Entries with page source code
>>>

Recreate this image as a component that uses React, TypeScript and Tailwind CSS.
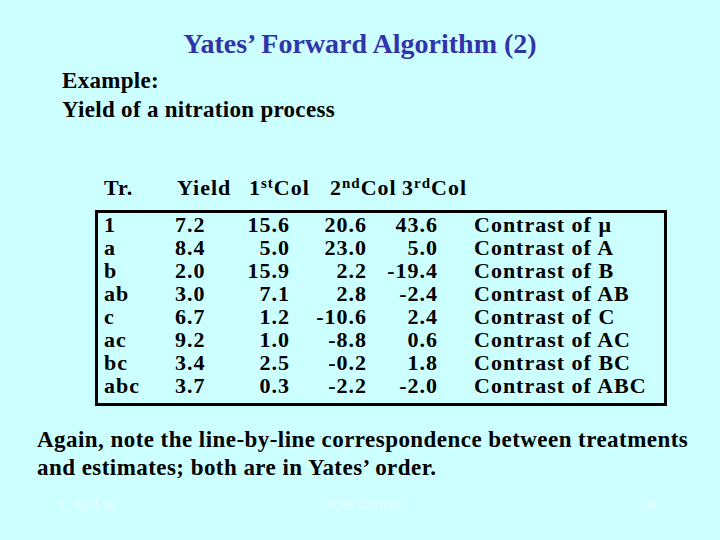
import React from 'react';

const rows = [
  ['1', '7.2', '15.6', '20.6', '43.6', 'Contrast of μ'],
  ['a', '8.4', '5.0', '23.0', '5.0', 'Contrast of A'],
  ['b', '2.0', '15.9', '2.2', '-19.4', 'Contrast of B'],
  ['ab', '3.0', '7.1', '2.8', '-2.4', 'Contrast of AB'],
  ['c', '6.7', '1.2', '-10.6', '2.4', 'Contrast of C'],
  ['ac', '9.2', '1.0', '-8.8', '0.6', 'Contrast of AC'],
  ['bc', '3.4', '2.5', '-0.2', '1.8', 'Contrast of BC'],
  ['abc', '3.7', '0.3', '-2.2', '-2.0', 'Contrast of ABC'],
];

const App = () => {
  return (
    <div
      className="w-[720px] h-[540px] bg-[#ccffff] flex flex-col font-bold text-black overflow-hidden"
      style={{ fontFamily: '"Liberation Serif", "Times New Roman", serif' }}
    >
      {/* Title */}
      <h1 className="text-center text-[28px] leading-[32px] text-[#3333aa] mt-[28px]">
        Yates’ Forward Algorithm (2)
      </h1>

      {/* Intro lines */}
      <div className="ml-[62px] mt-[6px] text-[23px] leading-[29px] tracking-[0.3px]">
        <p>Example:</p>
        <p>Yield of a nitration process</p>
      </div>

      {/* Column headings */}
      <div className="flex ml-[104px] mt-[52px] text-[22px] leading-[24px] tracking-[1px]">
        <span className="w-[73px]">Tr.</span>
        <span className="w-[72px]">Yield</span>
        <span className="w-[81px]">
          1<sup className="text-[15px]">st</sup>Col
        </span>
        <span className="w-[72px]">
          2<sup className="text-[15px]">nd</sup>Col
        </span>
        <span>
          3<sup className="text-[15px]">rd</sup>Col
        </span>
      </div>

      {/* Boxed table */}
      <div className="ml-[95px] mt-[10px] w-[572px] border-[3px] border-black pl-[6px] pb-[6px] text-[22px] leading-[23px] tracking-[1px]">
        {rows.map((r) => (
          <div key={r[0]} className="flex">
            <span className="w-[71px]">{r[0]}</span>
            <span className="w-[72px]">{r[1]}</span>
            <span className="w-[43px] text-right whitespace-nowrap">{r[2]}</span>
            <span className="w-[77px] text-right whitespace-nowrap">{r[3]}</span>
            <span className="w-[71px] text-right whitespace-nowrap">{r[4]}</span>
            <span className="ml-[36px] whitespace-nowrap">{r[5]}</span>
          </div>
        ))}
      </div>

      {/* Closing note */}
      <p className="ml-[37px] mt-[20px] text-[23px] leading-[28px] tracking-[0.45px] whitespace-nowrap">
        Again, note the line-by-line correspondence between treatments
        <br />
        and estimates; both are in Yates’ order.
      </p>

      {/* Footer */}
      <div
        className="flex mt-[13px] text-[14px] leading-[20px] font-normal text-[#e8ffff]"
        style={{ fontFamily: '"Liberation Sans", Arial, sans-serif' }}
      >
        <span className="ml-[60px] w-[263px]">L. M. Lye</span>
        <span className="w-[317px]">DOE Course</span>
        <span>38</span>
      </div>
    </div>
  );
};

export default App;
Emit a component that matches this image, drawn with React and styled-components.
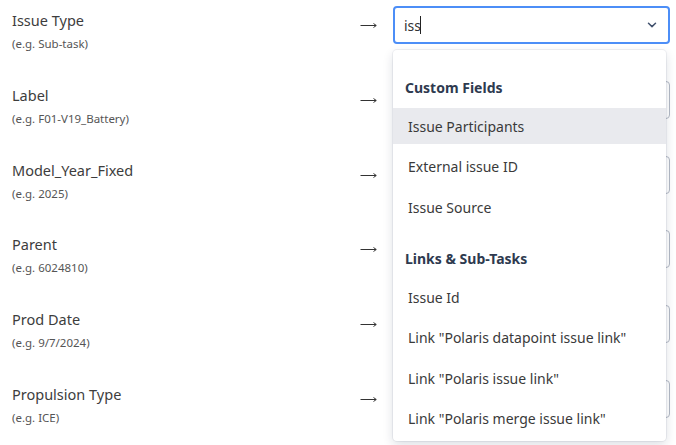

<<<

- _WHAT IS BEING ASKED_
Report every line in the data above in which the word "image" appears.

- _WRITTEN RESPONSE_
Recreate this image as a component that uses React, TypeScript and Tailwind CSS.
Emit a component that matches this image, drawn with React and styled-components.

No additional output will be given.